Reproduce the listing below word for word, with no pictures.
## START
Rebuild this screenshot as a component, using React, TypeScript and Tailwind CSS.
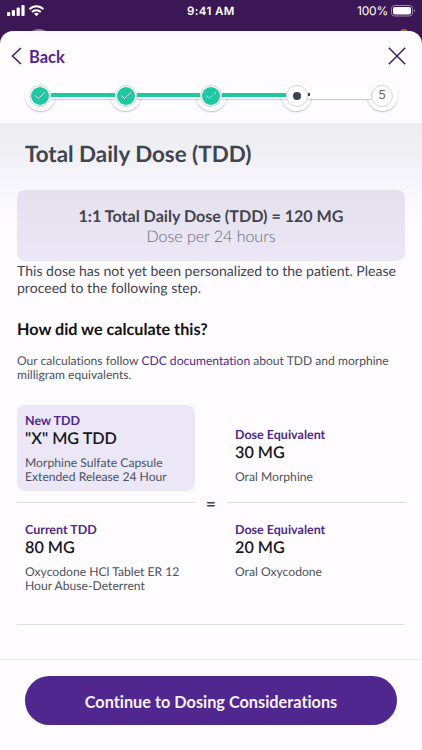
import React from "react";
import clsx from "clsx";

const steps = ["done", "done", "done", "current", "todo"];

function StatusBar() {
  return (
    <div className="relative flex h-[31px] shrink-0 items-start justify-between pl-[7px] pr-[6px] font-['Inter',sans-serif] text-white">
      <div className="flex pt-[5px]">
        <svg width="37" height="12" viewBox="0 0 37 12" fill="currentColor">
          <rect x="0" y="7" width="3.2" height="4" rx="1" />
          <rect x="4.8" y="5" width="3.2" height="6" rx="1" />
          <rect x="9.6" y="2.5" width="3.2" height="8.5" rx="1" />
          <rect x="14.4" y="0" width="3.2" height="11" rx="1" />
          <g fill="none" stroke="currentColor" strokeWidth="2">
            <path d="M22.5 4.2a9.8 9.8 0 0 1 13.8 0" />
            <path d="M25 7a6.3 6.3 0 0 1 8.8 0" />
          </g>
          <path d="M29.4 11.2 27 8.8a3.5 3.5 0 0 1 4.8 0z" />
        </svg>
      </div>
      <span className="absolute left-[187px] top-[4px] text-[11.5px] leading-[14px] font-semibold tracking-[0.4px]">
        9:41 AM
      </span>
      <div className="flex items-center gap-[3px] pt-[4px]">
        <span className="text-[12px] leading-[14px] tracking-[-0.2px]">100%</span>
        <svg width="25" height="12" viewBox="0 0 25 12">
          <rect x="0.5" y="0.5" width="21" height="10.5" rx="3" fill="none" stroke="#9d88ae" />
          <rect x="2" y="2" width="18" height="7.5" rx="1.8" fill="#fff" />
          <path d="M23.2 4a2.2 2.2 0 0 1 0 3.6z" fill="#9d88ae" />
        </svg>
      </div>
      <div className="absolute left-[26px] top-[28.5px] h-[26px] w-[26px] rounded-full bg-[#8d7f9c]" />
      <div className="absolute left-[400px] top-[28.5px] h-[8px] w-[8px] rounded-full bg-[#a8692f]" />
    </div>
  );
}

function StepCircle({ state, label }: { state: string; label: number }) {
  return (
    <div className="z-10 flex h-[31px] w-[31px] shrink-0 items-center justify-center rounded-full bg-white shadow-[0_1px_1.5px_rgba(60,50,80,0.3)]">
      <div
        className={clsx(
          "flex h-[22px] w-[22px] items-center justify-center rounded-full border",
          state === "done" ? "border-[#c3dcd9]" : "border-[#d4d4da]"
        )}
      >
        {state === "done" && (
          <div className="flex h-[18px] w-[18px] shrink-0 items-center justify-center rounded-full bg-[#1fc8a0]">
            <svg width="12" height="9" viewBox="0 0 12 9" fill="none" stroke="#e8fff8" strokeWidth="1">
              <path d="M1 4.2 4.5 7.4 11 1.2" />
            </svg>
          </div>
        )}
        {state === "current" && <div className="h-[8px] w-[8px] rounded-full bg-[#3c4150]" />}
        {state === "todo" && (
          <span className="pt-px font-['Inter',sans-serif] text-[12.5px] leading-none text-[#686b76]">{label}</span>
        )}
      </div>
    </div>
  );
}

function Stepper() {
  return (
    <div className="flex h-[43px] shrink-0 items-start px-[24.5px]">
      {steps.map((state, i) => (
        <React.Fragment key={i}>
          {i > 0 && (
            <div className="z-20 mx-[-4.5px] mt-[10px] flex h-[9px] flex-1 items-center bg-white shadow-[0_1px_1px_rgba(60,50,80,0.22)]">
              {state === "todo" ? (
                <div className="h-[3px] w-[2px] bg-[#3c4150]" />
              ) : (
                <div className="h-[4px] w-full bg-[#1fc8a0]" />
              )}
            </div>
          )}
          <StepCircle state={state} label={i + 1} />
        </React.Fragment>
      ))}
    </div>
  );
}

type DoseProps = {
  label: string;
  value: string;
  detail: string;
  className?: string;
};

function Dose({ label, value, detail, className }: DoseProps) {
  return (
    <div className={clsx("px-[8px]", className)}>
      <p className="text-[12.5px] leading-[15px] font-bold text-[#4f2891]">{label}</p>
      <p className="mt-px text-[16.2px] leading-[19px] font-semibold text-[#16161d]">{value}</p>
      <p className="mt-[8px] text-[12.15px] leading-[14.3px] text-[#4b5160]">{detail}</p>
    </div>
  );
}

export default function App() {
  return (
    <div className="flex h-[750px] w-[422px] flex-col overflow-hidden bg-[#3c1755] font-['Lato',sans-serif] [font-variant-ligatures:none] [text-rendering:geometricPrecision]">
      <StatusBar />

      <div className="relative flex flex-1 flex-col rounded-t-[13px] bg-[#fefcff]">
        <div className="flex h-[49px] shrink-0 items-center justify-between pl-[11px] pr-[16px] text-[#4f2891]">
          <button className="flex items-center gap-[7px]">
            <svg width="11" height="18" viewBox="0 0 11 18" fill="none" stroke="#42286f" strokeWidth="1.7">
              <path d="M10 1 1.5 9 10 17" />
            </svg>
            <span className="pt-[2px] text-[16.5px] leading-[20px] font-bold">Back</span>
          </button>
          <svg width="18" height="18" viewBox="0 0 18 18" fill="none" stroke="#42286f" strokeWidth="1.6">
            <path d="M.8.8 17.2 17.2M17.2.8.8 17.2" />
          </svg>
        </div>

        <Stepper />

        <main className="flex flex-1 flex-col bg-[linear-gradient(#ededf1,#f0eff4_30px,#f6f5fb_55px,#fefcff_105px)] px-[17px]">
          <h1 className="px-[8px] pt-[17px] text-[22.4px] leading-[27px] font-bold text-[#3f4452]">
            Total Daily Dose (TDD)
          </h1>

          <div className="mt-[23px] flex h-[71px] shrink-0 flex-col items-center justify-center rounded-[8px] bg-[linear-gradient(#e4e1ed,#ebe7f6)] pt-[2px] text-[#3f4452]">
            <p className="text-[16.1px] leading-[20px] font-bold">1:1 Total Daily Dose (TDD) = 120 MG</p>
            <p className="text-[16px] leading-[20px] font-light text-[#666a77]">Dose per 24 hours</p>
          </div>
          <p className="pt-px text-[14.05px] leading-[17.3px] whitespace-nowrap text-[#3f4452]">
            This dose has not yet been personalized to the patient. Please
            <br />
            proceed to the following step.
          </p>

          <h2 className="mt-[23px] text-[16.2px] leading-[20px] font-bold text-[#111116]">How did we calculate this?</h2>
          <p className="mt-[14px] text-[12.1px] leading-[14.3px] whitespace-nowrap text-[#4b5160]">
            Our calculations follow <a className="text-[#4f2891]">CDC documentation</a> about TDD and morphine
            <br />
            milligram equivalents.
          </p>

          <div className="mt-[23px] grid grid-cols-[178px_32px_179px]">
            <div className="border-b border-[#dddde4] pb-[11px]">
              <Dose
                label="New TDD"
                value={'"X" MG TDD'}
                detail="Morphine Sulfate Capsule Extended Release 24 Hour"
                className="h-[86px] rounded-[8px] bg-[#ebe7f6] pt-[8px]"
              />
            </div>
            <span className="row-span-2 pt-[89px] text-center text-[17px] leading-[20px] font-bold text-[#3f4452]">=</span>
            <div className="border-b border-[#dddde4]">
              <Dose label="Dose Equivalent" value="30 MG" detail="Oral Morphine" className="pt-[22px]" />
            </div>
            <Dose
              label="Current TDD"
              value="80 MG"
              detail="Oxycodone HCl Tablet ER 12 Hour Abuse-Deterrent"
              className="pt-[19px]"
            />
            <Dose label="Dose Equivalent" value="20 MG" detail="Oral Oxycodone" className="pt-[19px]" />
          </div>
          <div className="mt-[30px] h-px bg-[#dddfe6]" />
        </main>

        <footer className="h-[91px] shrink-0 border-t border-[#e9ebf1] px-[25px] pt-[16px]">
          <button className="h-[49px] w-full rounded-full bg-[#4f278f] pt-[3px] text-[16.3px] font-bold text-[#f8f0ff]">
            Continue to Dosing Considerations
          </button>
        </footer>
      </div>
    </div>
  );
}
## END
COMPLETE OUTPUT -
Rebuild this screenshot as a component, using React, TypeScript and Tailwind CSS.
import React from "react";
import clsx from "clsx";

const steps = ["done", "done", "done", "current", "todo"];

function StatusBar() {
  return (
    <div className="relative flex h-[31px] shrink-0 items-start justify-between pl-[7px] pr-[6px] font-['Inter',sans-serif] text-white">
      <div className="flex pt-[5px]">
        <svg width="37" height="12" viewBox="0 0 37 12" fill="currentColor">
          <rect x="0" y="7" width="3.2" height="4" rx="1" />
          <rect x="4.8" y="5" width="3.2" height="6" rx="1" />
          <rect x="9.6" y="2.5" width="3.2" height="8.5" rx="1" />
          <rect x="14.4" y="0" width="3.2" height="11" rx="1" />
          <g fill="none" stroke="currentColor" strokeWidth="2">
            <path d="M22.5 4.2a9.8 9.8 0 0 1 13.8 0" />
            <path d="M25 7a6.3 6.3 0 0 1 8.8 0" />
          </g>
          <path d="M29.4 11.2 27 8.8a3.5 3.5 0 0 1 4.8 0z" />
        </svg>
      </div>
      <span className="absolute left-[187px] top-[4px] text-[11.5px] leading-[14px] font-semibold tracking-[0.4px]">
        9:41 AM
      </span>
      <div className="flex items-center gap-[3px] pt-[4px]">
        <span className="text-[12px] leading-[14px] tracking-[-0.2px]">100%</span>
        <svg width="25" height="12" viewBox="0 0 25 12">
          <rect x="0.5" y="0.5" width="21" height="10.5" rx="3" fill="none" stroke="#9d88ae" />
          <rect x="2" y="2" width="18" height="7.5" rx="1.8" fill="#fff" />
          <path d="M23.2 4a2.2 2.2 0 0 1 0 3.6z" fill="#9d88ae" />
        </svg>
      </div>
      <div className="absolute left-[26px] top-[28.5px] h-[26px] w-[26px] rounded-full bg-[#8d7f9c]" />
      <div className="absolute left-[400px] top-[28.5px] h-[8px] w-[8px] rounded-full bg-[#a8692f]" />
    </div>
  );
}

function StepCircle({ state, label }: { state: string; label: number }) {
  return (
    <div className="z-10 flex h-[31px] w-[31px] shrink-0 items-center justify-center rounded-full bg-white shadow-[0_1px_1.5px_rgba(60,50,80,0.3)]">
      <div
        className={clsx(
          "flex h-[22px] w-[22px] items-center justify-center rounded-full border",
          state === "done" ? "border-[#c3dcd9]" : "border-[#d4d4da]"
        )}
      >
        {state === "done" && (
          <div className="flex h-[18px] w-[18px] shrink-0 items-center justify-center rounded-full bg-[#1fc8a0]">
            <svg width="12" height="9" viewBox="0 0 12 9" fill="none" stroke="#e8fff8" strokeWidth="1">
              <path d="M1 4.2 4.5 7.4 11 1.2" />
            </svg>
          </div>
        )}
        {state === "current" && <div className="h-[8px] w-[8px] rounded-full bg-[#3c4150]" />}
        {state === "todo" && (
          <span className="pt-px font-['Inter',sans-serif] text-[12.5px] leading-none text-[#686b76]">{label}</span>
        )}
      </div>
    </div>
  );
}

function Stepper() {
  return (
    <div className="flex h-[43px] shrink-0 items-start px-[24.5px]">
      {steps.map((state, i) => (
        <React.Fragment key={i}>
          {i > 0 && (
            <div className="z-20 mx-[-4.5px] mt-[10px] flex h-[9px] flex-1 items-center bg-white shadow-[0_1px_1px_rgba(60,50,80,0.22)]">
              {state === "todo" ? (
                <div className="h-[3px] w-[2px] bg-[#3c4150]" />
              ) : (
                <div className="h-[4px] w-full bg-[#1fc8a0]" />
              )}
            </div>
          )}
          <StepCircle state={state} label={i + 1} />
        </React.Fragment>
      ))}
    </div>
  );
}

type DoseProps = {
  label: string;
  value: string;
  detail: string;
  className?: string;
};

function Dose({ label, value, detail, className }: DoseProps) {
  return (
    <div className={clsx("px-[8px]", className)}>
      <p className="text-[12.5px] leading-[15px] font-bold text-[#4f2891]">{label}</p>
      <p className="mt-px text-[16.2px] leading-[19px] font-semibold text-[#16161d]">{value}</p>
      <p className="mt-[8px] text-[12.15px] leading-[14.3px] text-[#4b5160]">{detail}</p>
    </div>
  );
}

export default function App() {
  return (
    <div className="flex h-[750px] w-[422px] flex-col overflow-hidden bg-[#3c1755] font-['Lato',sans-serif] [font-variant-ligatures:none] [text-rendering:geometricPrecision]">
      <StatusBar />

      <div className="relative flex flex-1 flex-col rounded-t-[13px] bg-[#fefcff]">
        <div className="flex h-[49px] shrink-0 items-center justify-between pl-[11px] pr-[16px] text-[#4f2891]">
          <button className="flex items-center gap-[7px]">
            <svg width="11" height="18" viewBox="0 0 11 18" fill="none" stroke="#42286f" strokeWidth="1.7">
              <path d="M10 1 1.5 9 10 17" />
            </svg>
            <span className="pt-[2px] text-[16.5px] leading-[20px] font-bold">Back</span>
          </button>
          <svg width="18" height="18" viewBox="0 0 18 18" fill="none" stroke="#42286f" strokeWidth="1.6">
            <path d="M.8.8 17.2 17.2M17.2.8.8 17.2" />
          </svg>
        </div>

        <Stepper />

        <main className="flex flex-1 flex-col bg-[linear-gradient(#ededf1,#f0eff4_30px,#f6f5fb_55px,#fefcff_105px)] px-[17px]">
          <h1 className="px-[8px] pt-[17px] text-[22.4px] leading-[27px] font-bold text-[#3f4452]">
            Total Daily Dose (TDD)
          </h1>

          <div className="mt-[23px] flex h-[71px] shrink-0 flex-col items-center justify-center rounded-[8px] bg-[linear-gradient(#e4e1ed,#ebe7f6)] pt-[2px] text-[#3f4452]">
            <p className="text-[16.1px] leading-[20px] font-bold">1:1 Total Daily Dose (TDD) = 120 MG</p>
            <p className="text-[16px] leading-[20px] font-light text-[#666a77]">Dose per 24 hours</p>
          </div>
          <p className="pt-px text-[14.05px] leading-[17.3px] whitespace-nowrap text-[#3f4452]">
            This dose has not yet been personalized to the patient. Please
            <br />
            proceed to the following step.
          </p>

          <h2 className="mt-[23px] text-[16.2px] leading-[20px] font-bold text-[#111116]">How did we calculate this?</h2>
          <p className="mt-[14px] text-[12.1px] leading-[14.3px] whitespace-nowrap text-[#4b5160]">
            Our calculations follow <a className="text-[#4f2891]">CDC documentation</a> about TDD and morphine
            <br />
            milligram equivalents.
          </p>

          <div className="mt-[23px] grid grid-cols-[178px_32px_179px]">
            <div className="border-b border-[#dddde4] pb-[11px]">
              <Dose
                label="New TDD"
                value={'"X" MG TDD'}
                detail="Morphine Sulfate Capsule Extended Release 24 Hour"
                className="h-[86px] rounded-[8px] bg-[#ebe7f6] pt-[8px]"
              />
            </div>
            <span className="row-span-2 pt-[89px] text-center text-[17px] leading-[20px] font-bold text-[#3f4452]">=</span>
            <div className="border-b border-[#dddde4]">
              <Dose label="Dose Equivalent" value="30 MG" detail="Oral Morphine" className="pt-[22px]" />
            </div>
            <Dose
              label="Current TDD"
              value="80 MG"
              detail="Oxycodone HCl Tablet ER 12 Hour Abuse-Deterrent"
              className="pt-[19px]"
            />
            <Dose label="Dose Equivalent" value="20 MG" detail="Oral Oxycodone" className="pt-[19px]" />
          </div>
          <div className="mt-[30px] h-px bg-[#dddfe6]" />
        </main>

        <footer className="h-[91px] shrink-0 border-t border-[#e9ebf1] px-[25px] pt-[16px]">
          <button className="h-[49px] w-full rounded-full bg-[#4f278f] pt-[3px] text-[16.3px] font-bold text-[#f8f0ff]">
            Continue to Dosing Considerations
          </button>
        </footer>
      </div>
    </div>
  );
}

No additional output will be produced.